Irish Race Discrimination Cases Double
The number of people who claim they have been victims of racial discrimination in the workplace has doubled, according to statistics released today by the Equality Tribunal.
The figures also show there was a big increase in the number of people who went to the tribunal believing they had been subjected to discrimination because of their race or disability in the first six months of this year, compared to last year.
So far this year, 314 people have brought cases to the Equality Tribunal claiming they were discriminated in their workplace.
The bulk of those, 143, claimed they have been singled out because of their race, which is more than twice the number who brought claims in the same period last year.
The number of people claiming disability discrimination in the workplace has also more than doubled with 49 people taking cases.
There was, however, a slight decrease in those claiming they had been discriminated because of their gender or age.
There was also a marked increase in the number of people taking claims under the Equal Status Act on disability grounds.

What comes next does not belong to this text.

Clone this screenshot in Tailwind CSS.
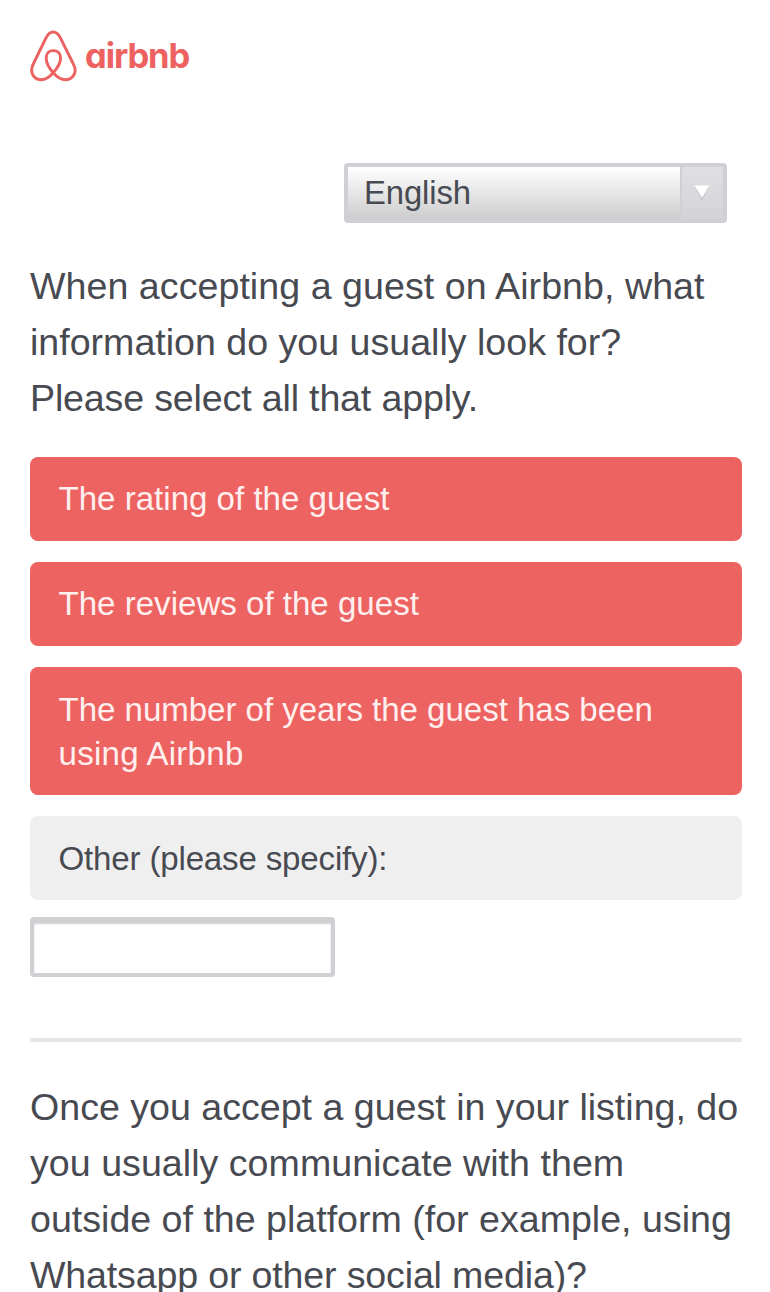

Fall in age & Traveller-related cases
The Equality Tribunal, an independent, quasi-judicial body with legally binding rulings, publishes its 2006 Annual Report today.
It shows that almost half of a total of more than 7,000 claims brought were successful and the average award increased last year to just over €10,000.
There was a 78% rise in work discrimination complaints on the grounds of race.
The Equality Tribunal says this is linked to the increase in immigrant workers here.
The report also shows a 77% drop in the number of age discrimination cases.
The number of complaints made by members of the Travelling community also dropped – by 42%.
And more than half of the 200 cases referred to the tribunal’s mediation service were resolved before going down the route of a full scale investigation.